Becca, indeed, part of the point of this series is for me to reconsider whether I stand by my own earlier claims.

I'm hopeful that by the end of the series I'll be able to conclude that I was wrong in thinking we couldn't have something like a productive dialogue -- at least if we can manage not to get permanently stuck on any of the many potential impediments. However, to avoid them, I think we must first see them.

I strongly agree that threats and violence against those with a different opinion are not only bad in themselves, but also counterproductive to the point of view the perpetrators are trying to promote.

I am also of the opinion that discussion and debate should be based entirely on the scientific merits of the methods used to obtain information, not on the philosophy of animal rights or refusal to recognize that experiments on animals are not the only way to assess human responses.
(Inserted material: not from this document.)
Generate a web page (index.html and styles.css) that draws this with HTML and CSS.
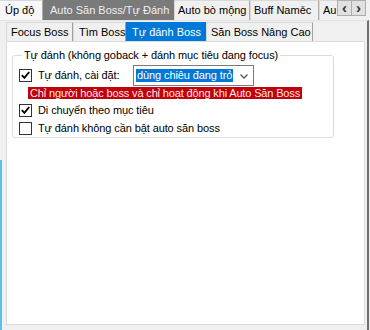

Because of differences between species, some as minute as on the cellular and even molecular levels, I am of the opinion that results obtained on one species are applicable to another only by random coincidence (about 50% of the time seems to be the general consensus) which makes research on one species to ascertain effects on another an inefficient and often dangerous approach to the well-being of the species scientists are trying to help. E.g. The TGN412 trial that harmed (and almost killed!) the subjects in the first human trials of a drug that had been proved harmless for monkeys.

Research methods should be judged on their scientific validity as opposed to financial interests, tradition or the rights granted to animals.